The lesson we may draw from this historical example is not that sovereign debt is intrinsically bad. Every modern government must at some point take up debt in order to deliver on its responsibilities. The lesson here is in recognizing the dangers posed by the loss of democratic control over the institutions of public governance. Increasingly the policies of sovereign nations are unduly influenced by credit rating agencies, international markets and anonymous investors through their speculating and passing judgment over sovereign debt. Brought to an extreme this situation becomes incompatible with the basic tenets of democracy. Subsuming popular sovereignty to the arbitrary whim of capricious markets robs the concept of the social contract of its fundamental source of legitimacy, namely, what Locke called the “consent of the governed”.

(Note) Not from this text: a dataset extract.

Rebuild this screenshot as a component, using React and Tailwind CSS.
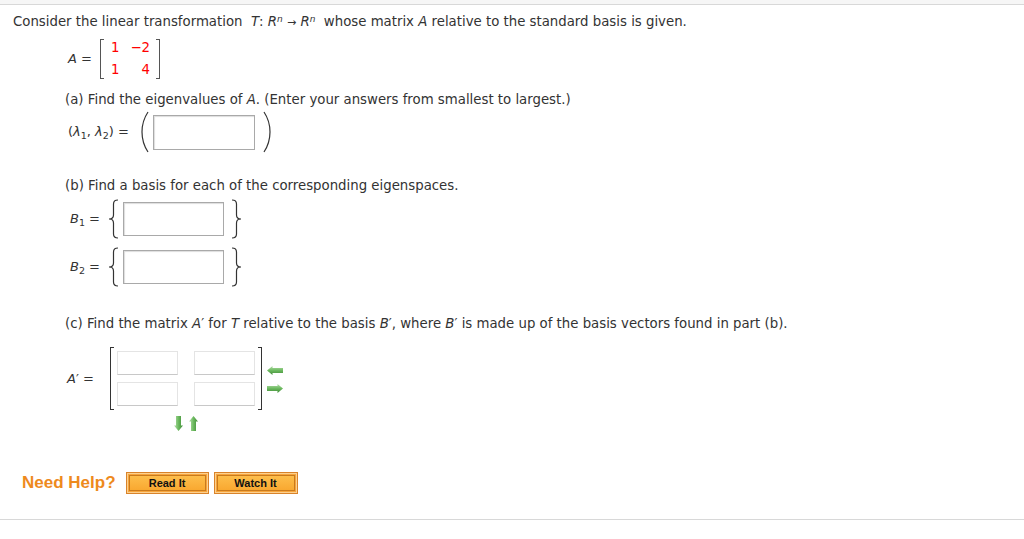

The political discourses of the late seventeenth century show us that, at times, the machinations of the world of finance and the balanced functioning of a democratic regime may be at odds. It also warns us that dependence of our governments on unaccountable institutions minimizes the political agency of citizens, thereby curbing our democratic freedoms first of which is the exercise of democratic control over government. No matter how serious the sovereign debt crisis may be, democracy and popular sovereignty must remain non-negotiable.

Bibliography

Pocock, J.G.A. 1985. Virtue, Commerce, and History, Cambridge University Press: Cambridge

Skinner, Q. 1990. “The Republican Ideal of Political Liberty”, in Bock, Skinner & Viroli ed. Machiavelli and Republicanism, Cambridge University Press: Cambridge


[1] Pocock 1985, p69

[2] Skinner 1990

[3] Pocock 1985, p69

[4] Pocock 1985, p112

[5] Pocock 1985, p112

3 Comments

Filed under Democratic Theory, John Locke, political economy, political philosophy, political theory, Social Contract

3 responses to “Popular Sovereignty and Sovereign Debt

  1. Alan Hertz

    As usual, Giulio, I think you have hit an admirable balance between progressive instincts, common sense, philosophical learning, and historical accuracy. The post clarifies my thoughts quite elegantly. I don’t know much at all about Dutch predecessors of the Bank of England — were they involved in the management of sovereign debt?
    You might also think about the Bank’s role in the management of the currency; I believe this was an even more important early function than the management of debt. We live in an age when governments, whatever they may claim, no longer has effective control of the money supply. It can be and is manipulated for private profit. Isn’t that also a significant threat to democratic control and legitimacy?

    • Dear Dr. Hertz
      Thank you for reading my work and taking time to comment on it. It is always greatly appreciated.
      Don’t really know much about the Dutch Bank, perhaps your right, they may have been issuing something akin to bonds before the bank of England was established.
      Regarding the management of currency, I agree wholeheartedly. Currency management has always been a tool (or weapon) with which to wage financial warfare. However, the ability to devalue currency is not inherently wrong, indeed if the member countries of the EU were allowed to do so we would be in less of a mess than we are in today.
      And you are right: who calls the shots for currency devaluation/appreciation are no longer governments (supposedly acting in the public interest) but, alas, unaccountable financial institutions (FED, ECB, Credit Rating Agency and so on…)
      Grazie mille!

      • Ray Hilditch

        An excellent treatise, Giulio.It’s worth noting that the “Old Lady” remained in private hands until 1946, but effectively became the Central Bank in 1844 when the Bank Charter Act gave it the sole right to issue notes. Of course the response to this was the creation of chequing accounts (and later credit cards), which rather supports Alan Hertz’s comment about the inability of the Central Bank to control the money supply in any real way.